Is the evidence of shared services success flawed?

I blogged yesterday about the fact that local government’s adoption of shared services is accelerating. I outlined a few groups of councils that are embarking on shared services journeys.

These included:

-Surrey County Council looking to share a comms network with nearby authorites;

-Four London boroughs that are looking for a systems integrator to support their plan to share a single instance of Oracle’s latest ERP software

-Glasgow, Inverclyde, East Renfrewshire, Renfrewshire, East Dunbartonshire, West Dunbartonshire, and North Lanarkshire joining up services in to save around £30m a year.

A comment was left on the blog by Howard Clark (this might not be real name), which is very interesting and balances the debate. After all the reason I blog about shared services is to get a debate going about them.

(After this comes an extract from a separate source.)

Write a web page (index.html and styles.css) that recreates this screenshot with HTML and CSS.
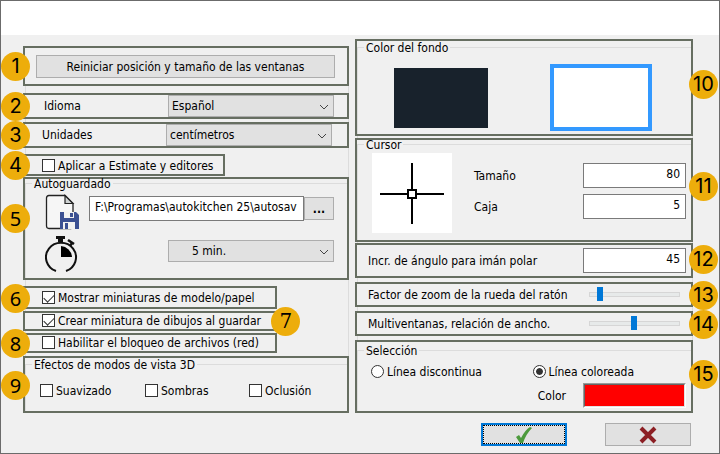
FILE: index.html
```html
<!DOCTYPE html>
<html lang="es">
<head>
    <meta charset="UTF-8">
    <meta name="viewport" content="width=device-width, initial-scale=1.0">
    <title>Preferencias</title>
    <link rel="stylesheet" href="styles.css">
</head>
<body>
    <form class="dialog">
        <header class="titlebar"></header>

        <main class="panels">
            <div class="column column-left">
                <section class="box box-reset">
                    <span class="badge">1</span>
                    <button type="button" class="btn btn-wide">Reiniciar posición y tamaño de las ventanas</button>
                </section>

                <section class="box box-language">
                    <span class="badge">2</span>
                    <label for="language">Idioma</label>
                    <div class="select">
                        <select id="language"><option>Español</option></select>
                        <svg viewBox="0 0 10 6"><path d="M1 1l4 4 4-4"/></svg>
                    </div>
                </section>

                <section class="box box-units">
                    <span class="badge">3</span>
                    <label for="units">Unidades</label>
                    <div class="select">
                        <select id="units"><option>centímetros</option></select>
                        <svg viewBox="0 0 10 6"><path d="M1 1l4 4 4-4"/></svg>
                    </div>
                </section>

                <section class="box box-check box-apply">
                    <span class="badge">4</span>
                    <label class="check"><input type="checkbox">Aplicar a Estimate y editores</label>
                </section>

                <section class="box box-autosave">
                    <span class="badge badge-raised badge-plain">5</span>
                    <fieldset>
                        <legend>Autoguardado</legend>
                        <div class="autosave-row">
                            <svg class="icon" viewBox="0 0 34 36">
                                <path d="M4 1.500H20L28 9.500V33Q28 34.500 26 34.500H4Q1.500 34.500 1.500 32V4Q1.500 1.500 4 1.500Z" fill="#f6f6f6" stroke="#222" stroke-width="1.300"/>
                                <path d="M20 1.500V9.500H28Z" fill="#cfd3d3" stroke="#222" stroke-width="1.200"/>
                                <path d="M15 18H31L34 21V35H15Z" fill="#3b5092"/>
                                <path d="M19 18H29V24H19Z" fill="#f2f2f2"/>
                                <path d="M25 19H28V23H25Z" fill="#3b5092"/>
                                <path d="M18 28H30V35H18Z" fill="#f2f2f2"/>
                                <path d="M20 29H23V35H20Z" fill="#3b5092"/>
                            </svg>
                            <input type="text" class="path" aria-label="Carpeta" value="F:\Programas\autokitchen 25\autosav">
                            <button type="button" class="btn btn-browse">...</button>
                        </div>
                        <div class="autosave-row">
                            <svg class="icon" viewBox="0 0 34 36">
                                <path d="M11 35A15 14.500 0 1 1 21 35" fill="none" stroke="#111" stroke-width="2"/>
                                <path d="M11 0H20V3H18V6H13V3H11Z" fill="#111"/>
                                <path d="M23 4l6 4M27 7l-2 3" stroke="#111" stroke-width="2.500"/>
                                <path d="M16 10A12 12 0 0 1 27 21H16Z" fill="#000"/>
                            </svg>
                            <div class="select">
                                <select class="interval" aria-label="Intervalo"><option>5 min.</option></select>
                                <svg viewBox="0 0 10 6"><path d="M1 1l4 4 4-4"/></svg>
                            </div>
                        </div>
                    </fieldset>
                </section>

                <section class="box box-check box-thumbs">
                    <span class="badge badge-plain">6</span>
                    <label class="check"><input type="checkbox" checked>Mostrar miniaturas de modelo/papel</label>
                </section>

                <section class="box box-check">
                    <span class="badge badge-serif">7</span>
                    <label class="check"><input type="checkbox" checked>Crear miniatura de dibujos al guardar</label>
                </section>

                <section class="box box-check">
                    <span class="badge badge-plain">8</span>
                    <label class="check"><input type="checkbox">Habilitar el bloqueo de archivos (red)</label>
                </section>

                <section class="box box-effects">
                    <span class="badge badge-plain">9</span>
                    <fieldset>
                        <legend>Efectos de modos de vista 3D</legend>
                        <div class="effects">
                            <label class="check"><input type="checkbox">Suavizado</label>
                            <label class="check"><input type="checkbox">Sombras</label>
                            <label class="check"><input type="checkbox">Oclusión</label>
                        </div>
                    </fieldset>
                </section>
            </div>

            <div class="column column-right">
                <section class="box box-background">
                    <span class="badge badge-high">10</span>
                    <fieldset>
                        <legend>Color del fondo</legend>
                        <div class="swatches">
                            <button type="button" class="swatch swatch-dark" aria-label="Oscuro"></button>
                            <button type="button" class="swatch swatch-light" aria-label="Claro"></button>
                        </div>
                    </fieldset>
                </section>

                <section class="box box-cursor">
                    <span class="badge badge-high">11</span>
                    <fieldset>
                        <legend>Cursor</legend>
                        <div class="cursor">
                            <svg class="crosshair" viewBox="0 0 80 80">
                                <path d="M40 10V71M8 41H72" stroke="#000" stroke-width="2"/>
                                <rect x="36" y="37" width="8" height="8" fill="#fff" stroke="#000" stroke-width="2"/>
                            </svg>
                            <div class="cursor-fields">
                                <label for="size">Tamaño</label>
                                <input type="text" id="size" class="number" value="80">
                                <label for="pickbox">Caja</label>
                                <input type="text" id="pickbox" class="number" value="5">
                            </div>
                        </div>
                    </fieldset>
                </section>

                <section class="box box-row box-angle">
                    <span class="badge badge-high">12</span>
                    <label for="angle">Incr. de ángulo para imán polar</label>
                    <input type="text" id="angle" class="number" value="45">
                </section>

                <section class="box box-row box-zoom">
                    <span class="badge">13</span>
                    <label for="zoom">Factor de zoom de la rueda del ratón</label>
                    <input type="range" id="zoom" min="0" max="100" value="9">
                </section>

                <section class="box box-row box-ratio">
                    <span class="badge">14</span>
                    <label for="ratio">Multiventanas, relación de ancho.</label>
                    <input type="range" id="ratio" min="0" max="100" value="49">
                </section>

                <section class="box box-selection">
                    <span class="badge badge-high">15</span>
                    <fieldset>
                        <legend>Selección</legend>
                        <div class="radios">
                            <label class="check"><input type="radio" name="line">Línea discontinua</label>
                            <label class="check"><input type="radio" name="line" checked>Línea coloreada</label>
                        </div>
                        <div class="line-color">
                            <label for="color">Color</label>
                            <input type="color" id="color" value="#ff0000">
                        </div>
                    </fieldset>
                </section>
            </div>
        </main>

        <footer class="actions">
            <button type="submit" class="btn btn-action btn-default" aria-label="Aceptar">
                <svg viewBox="0 0 18 18"><path d="M1 11L4 9L6 12Q10 4 15 1L17 2Q11 8 8 17H5Z" fill="#4c9a3c"/></svg>
            </button>
            <button type="button" class="btn btn-action" aria-label="Cancelar">
                <svg viewBox="0 0 18 18"><path d="M2 2L16 16M16 2L2 16" stroke="#8c1f24" stroke-width="4"/></svg>
            </button>
        </footer>
    </form>
</body>
</html>
```

FILE: styles.css
```css
* {
    box-sizing: border-box;
}
body {
    margin: 0;
    background-color: #f0f0f0;
    color: #000;
}
body,
button,
input,
select {
    font-family: Tahoma, "DejaVu Sans Condensed", "DejaVu Sans", sans-serif;
    font-size: 12px;
    line-height: 16px;
}
.dialog {
    display: flex;
    flex-direction: column;
    min-height: 100vh;
    border: 1px solid #6b6b6b;
}
.titlebar {
    height: 34px;
    background-color: #fff;
}
.panels {
    display: grid;
    grid-template-columns: 326fr 338fr;
    gap: 6px;
    padding: 4px 26px 0 22px;
}
.column {
    display: flex;
    flex-direction: column;
    gap: 2px;
    /* faint frame that shows between the boxes */
    background: linear-gradient(#dcdcdc, #dcdcdc) 2px 0 / 1px 100% no-repeat,
        linear-gradient(#dcdcdc, #dcdcdc) right 0 top 0 / 1px 100% no-repeat;
}
.column-left {
    margin-top: 7px;
}

/* Boxes */
.box {
    position: relative;
    border: 2px solid #666e61;
    background-color: #f0f0f0;
}
.box-reset {
    padding: 7px 12px 6px 11px;
}
.box-language,
.box-units {
    display: flex;
    align-items: center;
    justify-content: space-between;
    height: 26px;
}
.box-language {
    margin-top: 5px;
    padding: 0 13px 0 19px;
}
.box-units {
    margin-top: 1px;
    padding: 0 15px 0 17px;
}
.box-check {
    width: 78%;
    padding: 0 17px;
}
.box-apply {
    width: 62%;
    margin-top: 4px;
    padding-top: 2px;
}
.box-autosave {
    height: 103px;
    margin-top: -1px;
}
.box-thumbs {
    margin-top: 4px;
    padding: 2px 17px 1px;
}
.box-effects {
    height: 57px;
    margin-top: 1px;
    padding-top: 2px;
}
.box-background {
    height: 97px;
    padding-top: 2px;
}
.box-cursor {
    height: 104px;
}
.box-row {
    display: flex;
    align-items: center;
    justify-content: space-between;
    padding: 0 11px;
}
.box-angle {
    height: 35px;
    margin-top: -1px;
    padding-right: 5px;
}
.box-zoom,
.box-ratio {
    height: 25px;
    margin-top: 2px;
}
.box-selection {
    height: 73px;
    margin-top: 2px;
    padding-top: 4px;
}
fieldset {
    min-width: 0;
    height: 100%;
    margin: 0;
    padding: 0;
    border: 0 solid #dcdcdc;
    border-width: 1px 0 0 1px;
}
legend {
    margin-left: 6px;
    padding: 1px 2px 0;
    line-height: 8px;
}

/* Number badges */
.badge {
    position: absolute;
    z-index: 1;
    top: 50%;
    left: -24px;
    width: 29px;
    height: 29px;
    margin-top: -14px;
    border-radius: 50%;
    background-color: #edad0b;
    font: 20px/29px Inter, sans-serif;
    text-align: center;
}
.column-right .badge {
    left: auto;
    right: -27px;
}
.badge-raised {
    top: 39%;
}
.badge-high {
    top: 46%;
}
.badge-plain {
    font-family: "Noto Sans", sans-serif;
}
.box .badge-serif {
    left: auto;
    right: -25px;
    font-family: "DejaVu Serif", serif;
}

/* Controls */
.btn {
    height: 23px;
    padding: 0;
    border: 1px solid #adadad;
    background-color: #e1e1e1;
    color: #000;
}
.btn-wide {
    display: block;
    width: 100%;
}
.btn-browse {
    width: 30px;
    font-weight: bold;
}
.select {
    position: relative;
    width: 166px;
}
.select select {
    display: block;
    width: 100%;
    height: 22px;
    padding: 0 3px;
    border: 1px solid #adadad;
    border-radius: 0;
    background-color: #e1e1e1;
    color: #000;
    appearance: none;
}
.select .interval {
    padding-left: 23px;
}
.select svg {
    position: absolute;
    top: 9px;
    right: 5px;
    width: 10px;
    height: 6px;
    fill: none;
    stroke: #444;
    pointer-events: none;
}
input[type="text"] {
    height: 25px;
    padding: 0 5px 3px;
    border: 1px solid #7a7a7a;
    border-radius: 0;
    background-color: #fff;
}
.number {
    width: 103px;
    text-align: right;
}
.check {
    display: flex;
    align-items: center;
    gap: 3px;
    white-space: nowrap;
}
.check input {
    flex: none;
    width: 13px;
    height: 13px;
    margin: 0 0 2px;
    border: 1px solid #333;
    background-color: #fff;
    appearance: none;
}
.check input[type="checkbox"]:checked::after {
    content: "";
    display: block;
    width: 9px;
    height: 5px;
    margin: 2px 0 0 1px;
    border: solid #333;
    border-width: 0 0 1px 1px;
    transform: rotate(-45deg);
}
.check input[type="radio"] {
    border-radius: 50%;
}
.check input[type="radio"]:checked {
    background-color: #333;
    background-clip: content-box;
    padding: 2px;
    box-shadow: inset 0 0 0 2px #fff;
}
input[type="range"] {
    width: 91px;
    height: 14px;
    margin: 0;
    background: none;
    appearance: none;
}
input[type="range"]::-webkit-slider-runnable-track {
    height: 5px;
    border: 1px solid #d6d6d6;
    background-color: #e7eaea;
}
input[type="range"]::-webkit-slider-thumb {
    width: 6px;
    height: 14px;
    margin-top: -6px;
    background-color: #0078d7;
    appearance: none;
}
input[type="color"] {
    width: 103px;
    height: 25px;
    padding: 0;
    border: 1px solid;
    border-color: #999 #fff #fff #999;
    background: none;
}
input[type="color"]::-webkit-color-swatch-wrapper {
    padding: 0;
}
input[type="color"]::-webkit-color-swatch {
    border: 1px solid;
    border-color: #666 #e3e3e3 #e3e3e3 #666;
    border-radius: 0;
}

/* Autosave */
.autosave-row {
    display: flex;
    align-items: flex-start;
    justify-content: space-between;
    height: 36px;
    margin-top: 6px;
    padding: 0 13px 0 19px;
}
.icon {
    width: 34px;
    height: 36px;
}
.path {
    flex: 1;
    min-width: 0;
    margin: 2px 0 0 10px;
}
.btn-browse {
    margin-top: 3px;
}
.autosave-row .select {
    margin-top: 4px;
}

.effects {
    display: grid;
    grid-template-columns: 105fr 104fr 98fr;
    padding: 14px 0 0 14px;
}

/* Background colour */
.swatches {
    display: flex;
    align-items: center;
    justify-content: space-between;
    padding: 12px 39px 0 36px;
}
.swatch {
    width: 94px;
    height: 60px;
    padding: 0;
    border: 0;
}
.swatch-dark {
    background-color: #18222c;
}
.swatch-light {
    width: 102px;
    height: 67px;
    border: 4px solid #3399ff;
    background-color: #fff;
}

/* Cursor */
.cursor {
    display: flex;
    justify-content: space-between;
    padding: 4px 5px 0 14px;
}
.crosshair {
    width: 80px;
    height: 80px;
    background-color: #fff;
}
.cursor-fields {
    display: grid;
    grid-template-columns: 109px 103px;
    align-content: start;
    align-items: center;
    gap: 6px 0;
    padding-top: 10px;
}

/* Selection */
.radios {
    display: grid;
    grid-template-columns: 161fr 158fr;
    padding: 9px 0 0 13px;
}
.line-color {
    display: flex;
    align-items: center;
    justify-content: flex-end;
    gap: 17px;
    margin-top: 3px;
    padding-right: 5px;
}

/* Dialog buttons */
.actions {
    display: flex;
    justify-content: flex-end;
    gap: 38px;
    padding: 10px 28px 0;
}
.btn-action {
    width: 86px;
}
.btn-action svg {
    display: block;
    width: 18px;
    height: 18px;
    margin: 0 auto;
}
.btn-default {
    border: 2px solid #0078d7;
    outline: 1px dotted #000;
    outline-offset: -3px;
}
```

So here is the response if you have not already seen it.

By Howard Clark

“A few corrections if I may.

My understanding is that West Dumbartonshire is pulling out of the Clyde Valley shared services scheme. They know that there is no evidence to support shared services, just estimates, projections and surveys generated from within the shared services industry.

Professor John Seddon, an expert in service organizations with extensive experience in public sector systems says that there are two arguments for sharing services.

The ‘less of a common resource’ argument and the ‘efficiency through industrialisation’ argument. The former argument is ‘obvious’: if you have fewer managers, IT systems, buildings etc; if you use less of some resource, it will reduce costs. But the reductions are often minor and one-off.

The second argument is ‘efficiency through industrialisation’. This argument assumes that efficiencies follow from specialisation and standardisation – resulting in the creation of ‘front’ and ‘back’ offices. The typical method is to simplify, standardise and then centralise, using an IT ‘solution’ as the means.?

The problem with the industrial design is simple – it doesn’t absorb variety in demand. Because of this, costs soar as the IT system has to be modified and customers ring back again and again because they can’t get what they want. Worse still once shared, costs can be locked-in by contracts, SLA agreements and other un-evidence and poor management practice.

The evidence of this flawed theory can be found everywhere. In HMRC or South West One shared services which predicted savings of $176m over 7 years and actually recorded a pre-tax loss over its three financial years. Duplicate payments sitting at $772,000 and a struggle to manage $12.9m in outstanding debts.??

This year Western Australia followed Queensland in ending its shared services. It was claimed that it would save $58m a year and instead cost $444 million dollars (no savings). It is estimated that it will cost taxpayers between $1 – $2 billion dollars to rectify.”